Trends Driving Innovation in Pitch and Yaw Ring Forging
As wind turbine rated capacity continues to increase — with offshore models now exceeding 15 MW per unit — pitch and yaw ring forgings are being pushed to new dimensional and performance limits. Several developments are reshaping how these components are designed and manufactured:
- Larger ring diameters: Yaw rings for 12–15 MW platforms can reach outer diameters of 3,500–4,500 mm, requiring ring rolling mills with capacities exceeding 500 tonnes and specialized heat treatment furnaces.
- Integrated bearing-ring designs: Some next-generation pitch systems are moving toward forged monobloc slewing ring designs that combine the bearing raceway, gear teeth, and structural flange in a single forged component, reducing assembly interfaces and improving fatigue life.

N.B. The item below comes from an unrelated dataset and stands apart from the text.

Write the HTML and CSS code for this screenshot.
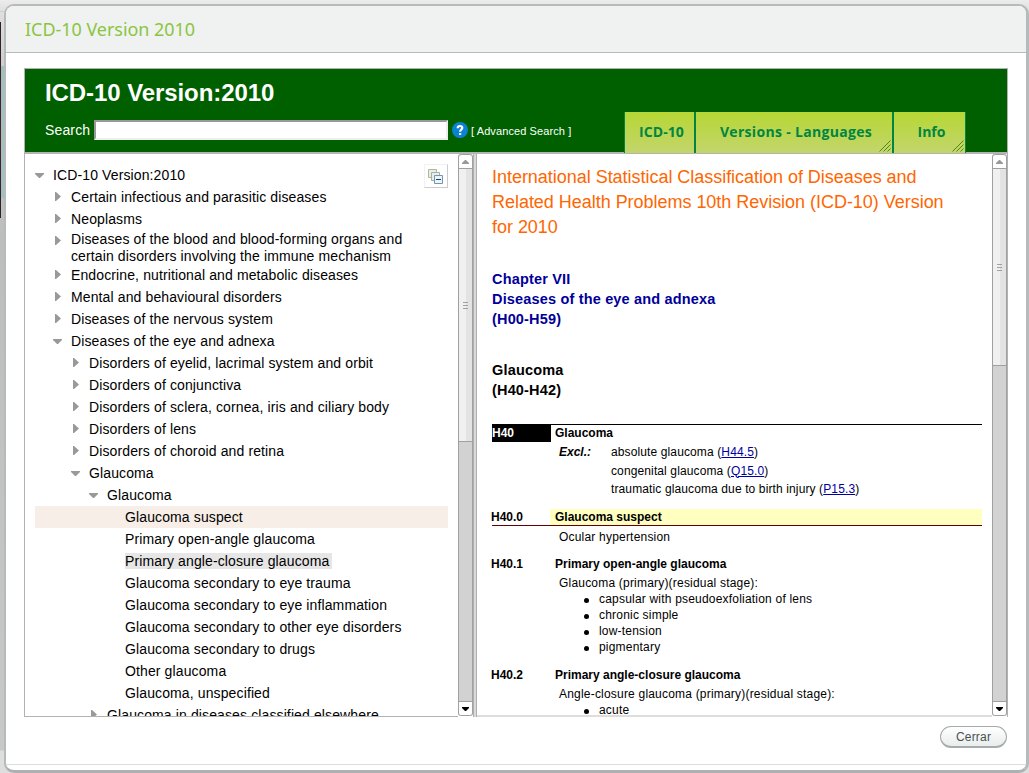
FILE: index.html
```html
<!DOCTYPE html>
<html lang="en">
<head>
<meta charset="utf-8">
<title>ICD-10 Version 2010</title>
<link rel="stylesheet" href="styles.css">
</head>
<body>
<svg width="0" height="0" class="defs">
  <symbol id="right" viewBox="0 0 9 9"><path d="M2 0h1l5 4.500-5 4.500h-1z" fill="#999"/></symbol>
  <symbol id="down" viewBox="0 0 9 9"><path d="M0 2h9v1L5 7H4L0 3z" fill="#999"/></symbol>
  <symbol id="grip" viewBox="0 0 12 12"><path d="M.5 11.500l11-11M4.500 11.500l7-7M8.500 11.500l3-3" stroke="#4c8a12" fill="none"/></symbol>
</svg>
<div class="dialog">
  <div class="dialog-head">ICD-10 Version 2010</div>
  <div class="frame">
    <header class="banner">
      <div class="left">
        <h1>ICD-10 Version:2010</h1>
        <div class="search">
          <label>Search</label><span class="field"></span>
          <svg class="help" width="16" height="16" viewBox="0 0 16 16"><circle cx="8" cy="8" r="8" fill="#0b83d0"/><path d="M5.700 6.200C5.700 3.200 10.500 3.400 10.300 6C10.200 7.600 8.100 7.600 8.100 9.800" fill="none" stroke="#fff" stroke-width="2.200"/><rect x="7" y="11" width="2.200" height="2" fill="#fff"/></svg>
          <span class="adv">[ Advanced Search ]</span>
        </div>
      </div>
      <nav class="tabs">
        <span class="tab t1">ICD-10</span>
        <span class="tab t2">Versions - Languages<svg class="grip" width="12" height="12"><use href="#grip"/></svg></span>
        <span class="tab t3">Info<svg class="grip" width="12" height="12"><use href="#grip"/></svg></span>
      </nav>
    </header>
    <div class="panes">
      <div class="tree">
        <span class="collapse"><svg width="16" height="16" viewBox="0 0 16 16"><g stroke-width="1"><path d="M.5.500h8v8h-8z" fill="#dff1f5" stroke="#b9b48a"/><path d="M3.500 3.500h8v8h-8z" fill="#dff1f5" stroke="#b0ad91"/><path d="M6.500 6.500h8v8h-8z" fill="#e9f6fb" stroke="#7a93ad"/></g><path d="M8 10h5v1H8z" fill="#14406b"/></svg></span>
        <div class="row d0"><svg class="arr"><use href="#down"/></svg><span>ICD-10 Version:2010</span></div>
        <div class="row d1"><svg class="arr r"><use href="#right"/></svg><span>Certain infectious and parasitic diseases</span></div>
        <div class="row d1"><svg class="arr r"><use href="#right"/></svg><span>Neoplasms</span></div>
        <div class="row d1 two"><svg class="arr r"><use href="#right"/></svg><span>Diseases of the blood and blood-forming organs and<br>certain disorders involving the immune mechanism</span></div>
        <div class="row d1"><svg class="arr r"><use href="#right"/></svg><span>Endocrine, nutritional and metabolic diseases</span></div>
        <div class="row d1"><svg class="arr r"><use href="#right"/></svg><span>Mental and behavioural disorders</span></div>
        <div class="row d1"><svg class="arr r"><use href="#right"/></svg><span>Diseases of the nervous system</span></div>
        <div class="row d1"><svg class="arr"><use href="#down"/></svg><span>Diseases of the eye and adnexa</span></div>
        <div class="row d2"><svg class="arr r"><use href="#right"/></svg><span>Disorders of eyelid, lacrimal system and orbit</span></div>
        <div class="row d2"><svg class="arr r"><use href="#right"/></svg><span>Disorders of conjunctiva</span></div>
        <div class="row d2"><svg class="arr r"><use href="#right"/></svg><span>Disorders of sclera, cornea, iris and ciliary body</span></div>
        <div class="row d2"><svg class="arr r"><use href="#right"/></svg><span>Disorders of lens</span></div>
        <div class="row d2"><svg class="arr r"><use href="#right"/></svg><span>Disorders of choroid and retina</span></div>
        <div class="row d2"><svg class="arr"><use href="#down"/></svg><span>Glaucoma</span></div>
        <div class="row d3"><svg class="arr"><use href="#down"/></svg><span>Glaucoma</span></div>
        <div class="row d4 selected"><span>Glaucoma suspect</span></div>
        <div class="row d4"><span>Primary open-angle glaucoma</span></div>
        <div class="row d4"><span class="hover">Primary angle-closure glaucoma</span></div>
        <div class="row d4"><span>Glaucoma secondary to eye trauma</span></div>
        <div class="row d4"><span>Glaucoma secondary to eye inflammation</span></div>
        <div class="row d4"><span>Glaucoma secondary to other eye disorders</span></div>
        <div class="row d4"><span>Glaucoma secondary to drugs</span></div>
        <div class="row d4"><span>Other glaucoma</span></div>
        <div class="row d4"><span>Glaucoma, unspecified</span></div>
        <div class="row d3"><svg class="arr r"><use href="#right"/></svg><span>Glaucoma in diseases classified elsewhere</span></div>
      </div>
      <div class="bar">
        <div class="btn"><svg width="7" height="4"><path d="M0 4V3L3 0h1l3 3v1z" fill="#999"/></svg></div>
        <div class="thumb long"><i></i><i></i><i></i></div>
        <div class="track"></div>
        <div class="btn low"><svg width="7" height="4"><path d="M0 0h7v1L4 4H3L0 1z"/></svg></div>
      </div>
      <div class="split"></div>
      <main class="content">
        <h2>International Statistical Classification of Diseases and<br>Related Health Problems 10th Revision (ICD-10) Version<br>for 2010</h2>
        <h3 class="chapter">Chapter VII<br>Diseases of the eye and adnexa<br>(H00-H59)</h3>
        <h3 class="block">Glaucoma<br>(H40-H42)</h3>
        <section class="category">
          <div class="cat"><b class="code">H40</b><b class="name">Glaucoma</b></div>
          <div class="excl"><b>Excl.:</b><p>absolute glaucoma (<a>H44.5</a>)<br>congenital glaucoma (<a>Q15.0</a>)<br>traumatic glaucoma due to birth injury (<a>P15.3</a>)</p></div>
        </section>
        <section class="entry current">
          <div class="title"><b class="code">H40.0</b><b class="name">Glaucoma suspect</b></div>
          <p>Ocular hypertension</p>
        </section>
        <section class="entry">
          <div class="title"><b class="code">H40.1</b><b class="name">Primary open-angle glaucoma</b></div>
          <p>Glaucoma (primary)(residual stage):</p>
          <ul><li>capsular with pseudoexfoliation of lens</li><li>chronic simple</li><li>low-tension</li><li>pigmentary</li></ul>
        </section>
        <section class="entry last">
          <div class="title"><b class="code">H40.2</b><b class="name">Primary angle-closure glaucoma</b></div>
          <p>Angle-closure glaucoma (primary)(residual stage):</p>
          <ul><li>acute</li></ul>
        </section>
      </main>
      <div class="bar">
        <div class="btn"><svg width="7" height="4"><path d="M0 4V3L3 0h1l3 3v1z" fill="#999"/></svg></div>
        <div class="thumb short"><i></i><i></i><i></i></div>
        <div class="track"></div>
        <div class="btn low"><svg width="7" height="4"><path d="M0 0h7v1L4 4H3L0 1z"/></svg></div>
      </div>
    </div>
  </div>
  <div class="actions"><button>Cerrar</button></div>
  <div class="foot"></div>
</div>
</body>
</html>
```
FILE: styles.css
```css
* { box-sizing: border-box; margin: 0; padding: 0; }
body {
  width: 1029px; height: 773px; overflow: hidden; padding: 4px 0 0 4px;
  font-family: "Liberation Sans", Arial, sans-serif; color: #000;
  background:
    linear-gradient(#2b2325, #4a2328 60%, #2b2325) 0 22px / 1px 196px no-repeat,
    linear-gradient(#a3bfc0, #a3bfc0) 1px 66px / 3px 132px no-repeat,
    linear-gradient(#c5d3c5, #c5d3c5) 0 11px / 1029px 1px no-repeat,
    linear-gradient(#ececec, #e0e0e0 10px, #d0d0d0 60px, #bdbdbd 240px, #c8c8c8 750px, #dedede 751px);
}
.defs { display: none; }
.dialog {
  width: 1025px; height: 769px; border: 2px solid #b5baba; border-right-width: 3px; border-bottom: 3px solid #adb1b2;
  border-radius: 10px; background: #fff; overflow: hidden; display: flex; flex-direction: column;
}
.dialog-head {
  flex: none; height: 47px; border-bottom: 1px solid #b5baba; background: #f0f2f2;
  padding: 1px 0 0 19px; line-height: 45px; font-family: "Noto Sans", sans-serif; font-size: 18px; letter-spacing: -.04px; color: #8ac53f;
}
.frame { flex: none; width: 984px; height: 649px; margin: 15px 0 0 18px; border: 1px solid #b2b2b2; border-bottom: 0; display: flex; flex-direction: column; }
.banner { flex: none; height: 83px; background: #006000; color: #fff; display: flex; }
.left { width: 599px; padding-left: 20px; }
h1 { font-size: 24px; letter-spacing: -.08px; line-height: 28px; margin-top: 10px; }
.search { display: flex; align-items: center; height: 20px; margin-top: 13px; font-size: 14px; }
.search label { width: 49px; letter-spacing: .15px; }
.field { width: 354px; height: 20px; background: #fff; border: 2px solid; border-color: #999 #eee #eee #999; }
.help { margin-left: 4px; }
.adv { margin-left: 3px; font-size: 11px; letter-spacing: .1px; padding-top: 1px; }
.tabs { display: flex; height: 41px; margin-top: 43px; }
.tab {
  position: relative; border-left: 2px solid #008542; background: linear-gradient(#b6d734, #c3d56c);
  color: #008542; font: bold 14px/40px "Open Sans", sans-serif; letter-spacing: .32px; text-align: center;
}
.t1 { width: 70px; border-left-width: 1px; letter-spacing: .08px; padding-left: 4px; }
.t2 { width: 198px; padding-left: 4px; }
.t3 { width: 74px; border-right: 1px solid #008542; letter-spacing: 0; padding-left: 4px; }
.grip { position: absolute; right: 1px; bottom: 1px; }
.panes { flex: 1; min-height: 0; display: flex; border-top: 2px solid #b4b4b4; }
.tree { position: relative; width: 433px; height: 563px; padding: 10px 10px 0; overflow: hidden; border-bottom: 1px solid #b2b2b2; font-size: 14px; letter-spacing: .12px; }
.collapse { position: absolute; left: 399px; top: 10px; width: 24px; height: 24px; border: 1px solid #f2f2f2; border-right-color: #ccc; border-bottom-color: #ccc; padding: 4px 0 0 3px; }
.collapse svg { display: block; }
.row { display: flex; height: 22px; line-height: 22px; align-items: center; white-space: nowrap; }
.arr { flex: none; width: 9px; height: 9px; margin-right: 9px; }
.arr.r { position: relative; top: -1px; }
.two { height: 34px; line-height: 17px; align-items: flex-start; }
.two .arr { margin-top: 7px; }
.two span { padding-top: 1px; }
.d1 { padding-left: 18px; }
.d2 { padding-left: 36px; }
.d3 { padding-left: 54px; }
.d4 { padding-left: 90px; }
.selected { background: #f8eee8; }
.hover { background: #e6e6e6; line-height: 16px; padding-right: 3px; }
.bar { width: 15px; height: 562px; display: flex; flex-direction: column; border: solid #a0a0a0; border-width: 0 1px; border-radius: 3px; background: #d2d2d2; }
.btn { flex: none; height: 15px; background: #fff; border-top: 1px solid #a0a0a0; border-bottom: 1px solid #a0a0a0; border-radius: 3px 3px 0 0; display: flex; align-items: center; justify-content: center; }
.low { border-radius: 0 0 3px 3px; }
.thumb { flex: none; background: linear-gradient(90deg, #f0f0f0 50%, #e3e3e3 50%); border-bottom: 1px solid #a0a0a0; display: flex; flex-direction: column; align-items: center; justify-content: center; gap: 2px; }
.thumb i { width: 5px; height: 1px; background: #a0a0a0; }
.long { height: 273px; }
.short { height: 197px; }
.track { flex: 1; }
.split { width: 4px; height: 563px; border: 1px solid #b0b0b0; border-width: 0 1px; background: #d9d9d9; }
.content { width: 515px; height: 563px; border-bottom: 2px solid #ddd; padding: 11px 10px 0 15px; overflow: hidden; font-size: 12px; letter-spacing: .2px; white-space: nowrap; }
h2 { font-size: 18px; font-weight: normal; line-height: 25px; letter-spacing: -.03px; color: #f60; }
h3 { font-size: 14.5px; line-height: 20px; letter-spacing: .17px; }
.chapter { margin-top: 29px; color: #000099; }
.block { margin-top: 31px; }
b { letter-spacing: 0; }
.category { margin-top: 24px; border-top: 1px solid #000; }
.cat { display: flex; height: 17px; line-height: 17px; }
.cat .code { width: 59px; background: #000; color: #fff; margin-right: 4px; }
.excl { display: flex; line-height: 18.500px; padding: 1px 0 0 67px; }
.excl b { width: 52px; font-style: italic; }
.excl p { letter-spacing: .12px; }
a { color: #0000a0; text-decoration: underline; }
.entry { line-height: 16px; margin-top: 11px; }
.title { display: flex; height: 17px; }
.title .code { width: 58px; text-indent: -1px; }
.title .name { flex: 1; padding-left: 5px; }
.current { margin-top: 10px; }
.current .title { border-bottom: 1px solid #600; }
.current .name { background: #ffffc0; }
.entry p { padding-left: 67px; margin-top: 2px; }
.current p { margin-top: 3px; }
.last { margin-top: 12px; }
ul { list-style: none; padding-left: 107px; }
li { position: relative; height: 16px; }
li::before { content: ""; position: absolute; left: -15px; top: 7px; width: 5px; height: 5px; border-radius: 50%; background: #000; }
.actions { flex: none; display: flex; justify-content: flex-end; padding: 9px 19px 0; height: 47px; }
button { width: 67px; height: 22px; border: 1px solid #a6abab; border-bottom-width: 2px; border-radius: 11px; background: linear-gradient(#fff, #e9edec); font: 12px "Liberation Sans", sans-serif; letter-spacing: .2px; color: #465252; }
.foot { flex: none; height: 6px; border-top: 1px solid #d8dddd; }
```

- Advanced simulation: FEA-based forging process simulation (e.g., using DEFORM or Simufact) is increasingly used to optimize grain flow, minimize forging defects, and reduce material scrap rates before the first physical trial.
- Cleaner steel melting: Vacuum degassing (VD/VOD) and electroslag remelting (ESR) are being specified more frequently to achieve hydrogen content below 1.5 ppm and ultra-low inclusion ratings, extending fatigue life in high-cycle pitch applications.
- Supply chain localization: As wind energy deployment accelerates in Asia, North America, and Europe, OEMs are qualifying regional forging suppliers to reduce lead times and logistics costs for these large, heavy components.